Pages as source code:
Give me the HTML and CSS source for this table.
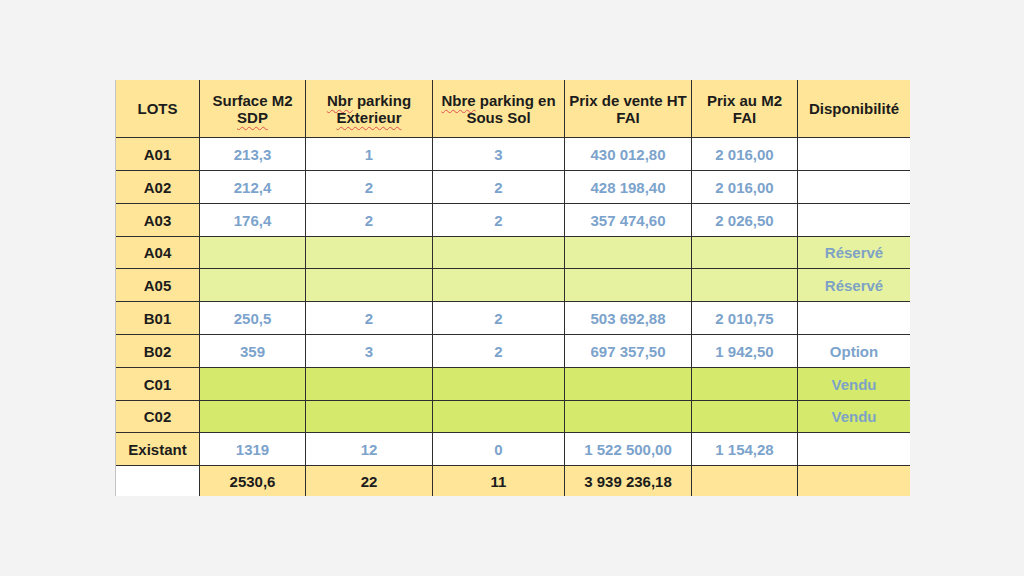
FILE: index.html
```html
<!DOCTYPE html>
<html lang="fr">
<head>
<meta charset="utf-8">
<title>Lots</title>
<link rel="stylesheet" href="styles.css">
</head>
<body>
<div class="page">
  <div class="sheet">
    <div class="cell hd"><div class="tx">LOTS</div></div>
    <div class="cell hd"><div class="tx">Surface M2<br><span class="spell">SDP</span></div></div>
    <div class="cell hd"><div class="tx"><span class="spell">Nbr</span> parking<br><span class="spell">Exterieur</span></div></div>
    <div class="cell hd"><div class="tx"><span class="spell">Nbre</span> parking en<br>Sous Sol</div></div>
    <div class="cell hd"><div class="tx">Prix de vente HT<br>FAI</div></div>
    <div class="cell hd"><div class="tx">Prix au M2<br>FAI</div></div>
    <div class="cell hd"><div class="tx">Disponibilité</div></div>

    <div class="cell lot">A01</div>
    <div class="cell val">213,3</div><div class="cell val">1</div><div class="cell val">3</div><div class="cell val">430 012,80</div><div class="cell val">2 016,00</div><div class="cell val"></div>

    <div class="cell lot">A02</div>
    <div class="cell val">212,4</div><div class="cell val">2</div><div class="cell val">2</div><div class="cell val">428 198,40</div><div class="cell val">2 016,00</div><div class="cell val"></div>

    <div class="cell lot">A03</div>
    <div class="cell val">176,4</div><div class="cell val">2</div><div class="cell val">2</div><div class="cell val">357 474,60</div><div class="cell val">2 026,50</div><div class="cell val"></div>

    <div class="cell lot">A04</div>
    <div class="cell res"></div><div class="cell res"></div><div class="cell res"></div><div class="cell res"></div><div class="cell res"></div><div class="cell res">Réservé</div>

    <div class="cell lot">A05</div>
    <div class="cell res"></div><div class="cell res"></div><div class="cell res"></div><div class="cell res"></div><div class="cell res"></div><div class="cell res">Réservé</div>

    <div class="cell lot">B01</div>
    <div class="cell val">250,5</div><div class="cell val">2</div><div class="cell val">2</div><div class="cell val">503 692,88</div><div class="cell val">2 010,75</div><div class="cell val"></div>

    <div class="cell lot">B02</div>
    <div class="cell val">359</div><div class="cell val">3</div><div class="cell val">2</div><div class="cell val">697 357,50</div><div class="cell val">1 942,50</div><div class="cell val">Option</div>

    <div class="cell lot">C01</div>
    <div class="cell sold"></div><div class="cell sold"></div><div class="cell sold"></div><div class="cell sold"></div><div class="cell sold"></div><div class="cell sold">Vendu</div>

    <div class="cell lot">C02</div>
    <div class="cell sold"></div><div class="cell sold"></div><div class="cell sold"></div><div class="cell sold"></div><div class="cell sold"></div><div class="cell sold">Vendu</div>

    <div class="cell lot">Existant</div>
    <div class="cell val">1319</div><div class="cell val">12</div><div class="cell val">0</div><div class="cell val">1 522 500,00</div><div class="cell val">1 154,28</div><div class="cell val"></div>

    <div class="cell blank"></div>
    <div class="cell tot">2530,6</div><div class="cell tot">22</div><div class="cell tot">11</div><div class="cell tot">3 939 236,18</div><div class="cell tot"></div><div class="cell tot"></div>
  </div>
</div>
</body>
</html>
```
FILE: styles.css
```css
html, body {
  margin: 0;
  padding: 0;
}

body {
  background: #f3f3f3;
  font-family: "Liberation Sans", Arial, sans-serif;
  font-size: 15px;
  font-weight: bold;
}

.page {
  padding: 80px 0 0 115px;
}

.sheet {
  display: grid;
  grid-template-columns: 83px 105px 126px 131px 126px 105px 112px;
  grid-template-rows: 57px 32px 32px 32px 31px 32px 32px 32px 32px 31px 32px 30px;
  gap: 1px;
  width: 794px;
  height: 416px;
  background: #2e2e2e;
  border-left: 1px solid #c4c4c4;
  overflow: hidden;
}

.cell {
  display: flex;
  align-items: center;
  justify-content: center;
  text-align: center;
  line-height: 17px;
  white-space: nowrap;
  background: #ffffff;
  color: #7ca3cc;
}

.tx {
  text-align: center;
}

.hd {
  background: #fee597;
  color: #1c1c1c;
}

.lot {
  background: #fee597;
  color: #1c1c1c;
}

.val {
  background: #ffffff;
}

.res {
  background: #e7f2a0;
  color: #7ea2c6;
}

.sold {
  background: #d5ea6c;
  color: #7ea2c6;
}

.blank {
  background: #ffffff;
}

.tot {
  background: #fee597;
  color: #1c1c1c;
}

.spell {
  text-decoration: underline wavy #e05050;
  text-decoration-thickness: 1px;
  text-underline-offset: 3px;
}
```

---

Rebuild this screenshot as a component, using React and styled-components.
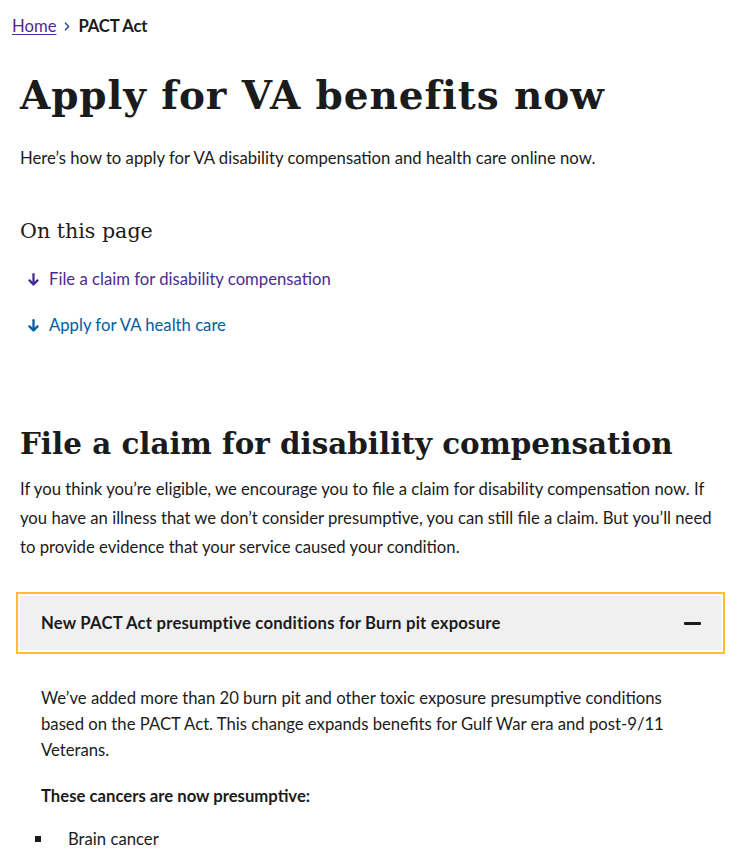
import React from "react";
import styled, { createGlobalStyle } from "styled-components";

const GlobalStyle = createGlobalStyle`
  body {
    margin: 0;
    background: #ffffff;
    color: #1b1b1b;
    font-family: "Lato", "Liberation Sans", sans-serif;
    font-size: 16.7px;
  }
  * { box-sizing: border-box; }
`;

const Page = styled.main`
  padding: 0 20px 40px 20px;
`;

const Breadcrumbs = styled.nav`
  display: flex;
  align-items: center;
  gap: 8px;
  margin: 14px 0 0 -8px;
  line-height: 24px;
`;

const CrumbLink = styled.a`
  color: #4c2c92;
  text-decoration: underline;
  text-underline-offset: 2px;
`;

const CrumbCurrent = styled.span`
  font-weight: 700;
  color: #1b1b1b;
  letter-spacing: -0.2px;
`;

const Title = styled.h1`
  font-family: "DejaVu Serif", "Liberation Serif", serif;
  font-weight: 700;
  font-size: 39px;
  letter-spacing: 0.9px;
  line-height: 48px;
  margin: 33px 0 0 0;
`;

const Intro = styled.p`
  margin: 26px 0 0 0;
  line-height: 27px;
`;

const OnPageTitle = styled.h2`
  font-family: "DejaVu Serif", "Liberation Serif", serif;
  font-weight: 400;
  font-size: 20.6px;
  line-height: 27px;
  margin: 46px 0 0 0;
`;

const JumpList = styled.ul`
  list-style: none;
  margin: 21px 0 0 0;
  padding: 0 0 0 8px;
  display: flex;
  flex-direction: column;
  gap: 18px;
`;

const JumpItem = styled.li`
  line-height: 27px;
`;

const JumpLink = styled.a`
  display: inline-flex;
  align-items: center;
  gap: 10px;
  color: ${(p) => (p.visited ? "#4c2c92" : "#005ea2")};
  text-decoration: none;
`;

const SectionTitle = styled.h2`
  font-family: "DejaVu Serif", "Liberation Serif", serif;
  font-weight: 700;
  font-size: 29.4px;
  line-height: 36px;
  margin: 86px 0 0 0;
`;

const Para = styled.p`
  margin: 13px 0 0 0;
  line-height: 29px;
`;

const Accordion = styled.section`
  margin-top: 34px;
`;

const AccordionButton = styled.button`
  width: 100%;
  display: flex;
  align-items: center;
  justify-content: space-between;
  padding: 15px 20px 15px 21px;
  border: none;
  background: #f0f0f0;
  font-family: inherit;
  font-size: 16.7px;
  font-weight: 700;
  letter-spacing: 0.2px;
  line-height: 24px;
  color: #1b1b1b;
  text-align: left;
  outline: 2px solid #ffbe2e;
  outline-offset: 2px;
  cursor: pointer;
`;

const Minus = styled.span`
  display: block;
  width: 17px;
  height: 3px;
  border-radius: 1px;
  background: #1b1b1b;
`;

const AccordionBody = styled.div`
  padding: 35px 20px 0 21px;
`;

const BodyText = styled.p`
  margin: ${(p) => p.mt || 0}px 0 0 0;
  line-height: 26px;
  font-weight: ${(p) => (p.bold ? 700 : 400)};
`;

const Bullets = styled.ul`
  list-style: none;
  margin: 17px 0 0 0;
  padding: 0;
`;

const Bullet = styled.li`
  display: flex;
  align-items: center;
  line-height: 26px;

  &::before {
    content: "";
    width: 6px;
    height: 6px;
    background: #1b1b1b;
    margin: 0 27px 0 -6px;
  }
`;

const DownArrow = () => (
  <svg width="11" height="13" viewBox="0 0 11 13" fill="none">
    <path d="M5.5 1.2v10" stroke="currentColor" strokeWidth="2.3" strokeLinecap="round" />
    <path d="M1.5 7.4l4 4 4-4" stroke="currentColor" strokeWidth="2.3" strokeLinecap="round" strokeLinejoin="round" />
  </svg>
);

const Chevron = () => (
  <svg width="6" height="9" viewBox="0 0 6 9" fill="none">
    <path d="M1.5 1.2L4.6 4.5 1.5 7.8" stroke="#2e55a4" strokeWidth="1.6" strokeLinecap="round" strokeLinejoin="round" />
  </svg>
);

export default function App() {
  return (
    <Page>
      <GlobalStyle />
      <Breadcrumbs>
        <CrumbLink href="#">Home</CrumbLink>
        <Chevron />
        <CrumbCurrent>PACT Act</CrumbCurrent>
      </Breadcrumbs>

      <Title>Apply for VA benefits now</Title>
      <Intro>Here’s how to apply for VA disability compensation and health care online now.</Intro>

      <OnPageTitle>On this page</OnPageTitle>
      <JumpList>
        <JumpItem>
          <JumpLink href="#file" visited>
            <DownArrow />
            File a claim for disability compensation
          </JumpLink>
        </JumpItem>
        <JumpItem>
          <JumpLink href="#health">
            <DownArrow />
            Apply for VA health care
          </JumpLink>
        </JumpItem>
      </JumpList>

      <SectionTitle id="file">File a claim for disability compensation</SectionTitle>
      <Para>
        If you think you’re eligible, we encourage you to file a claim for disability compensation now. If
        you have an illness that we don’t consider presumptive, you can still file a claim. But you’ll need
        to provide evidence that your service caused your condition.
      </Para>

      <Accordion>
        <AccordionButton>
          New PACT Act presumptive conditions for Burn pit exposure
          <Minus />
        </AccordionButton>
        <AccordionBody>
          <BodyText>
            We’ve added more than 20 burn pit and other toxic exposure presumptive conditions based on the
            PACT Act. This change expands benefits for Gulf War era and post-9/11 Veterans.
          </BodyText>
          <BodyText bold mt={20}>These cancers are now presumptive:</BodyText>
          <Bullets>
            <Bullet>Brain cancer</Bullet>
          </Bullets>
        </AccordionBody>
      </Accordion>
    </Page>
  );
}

* * *

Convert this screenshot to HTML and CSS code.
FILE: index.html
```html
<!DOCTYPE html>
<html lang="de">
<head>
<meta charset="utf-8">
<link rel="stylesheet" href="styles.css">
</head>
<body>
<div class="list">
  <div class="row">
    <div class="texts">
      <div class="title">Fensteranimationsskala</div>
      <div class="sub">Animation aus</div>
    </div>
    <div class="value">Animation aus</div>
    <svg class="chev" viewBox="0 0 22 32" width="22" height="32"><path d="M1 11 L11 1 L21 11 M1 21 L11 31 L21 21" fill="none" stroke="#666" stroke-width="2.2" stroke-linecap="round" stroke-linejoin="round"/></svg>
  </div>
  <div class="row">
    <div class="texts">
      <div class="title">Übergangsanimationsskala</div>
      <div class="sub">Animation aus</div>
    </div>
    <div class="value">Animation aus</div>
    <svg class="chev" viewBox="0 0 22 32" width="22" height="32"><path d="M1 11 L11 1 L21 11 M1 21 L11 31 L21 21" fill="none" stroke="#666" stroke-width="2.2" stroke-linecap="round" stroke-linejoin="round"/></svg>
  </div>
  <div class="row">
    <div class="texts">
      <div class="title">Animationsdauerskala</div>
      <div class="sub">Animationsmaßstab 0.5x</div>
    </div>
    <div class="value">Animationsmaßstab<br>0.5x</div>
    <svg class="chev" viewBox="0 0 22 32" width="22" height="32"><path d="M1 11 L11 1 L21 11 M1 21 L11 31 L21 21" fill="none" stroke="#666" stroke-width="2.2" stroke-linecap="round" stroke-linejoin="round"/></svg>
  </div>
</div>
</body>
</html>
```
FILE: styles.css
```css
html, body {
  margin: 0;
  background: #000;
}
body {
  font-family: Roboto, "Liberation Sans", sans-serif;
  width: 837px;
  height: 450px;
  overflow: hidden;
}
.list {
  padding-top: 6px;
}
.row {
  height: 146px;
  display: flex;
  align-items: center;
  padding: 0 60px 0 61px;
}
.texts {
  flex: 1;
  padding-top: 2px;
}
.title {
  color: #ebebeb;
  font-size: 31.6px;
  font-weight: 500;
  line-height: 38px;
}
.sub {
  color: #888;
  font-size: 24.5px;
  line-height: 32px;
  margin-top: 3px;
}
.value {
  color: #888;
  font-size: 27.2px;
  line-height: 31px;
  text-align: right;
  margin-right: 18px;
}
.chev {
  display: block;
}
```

_TASK DESCRIPTION:_
From the listing above, pick out every line containing "React".

_RESPONSE TO THIS TASK:_
Rebuild this screenshot as a component, using React and styled-components.
import React from "react";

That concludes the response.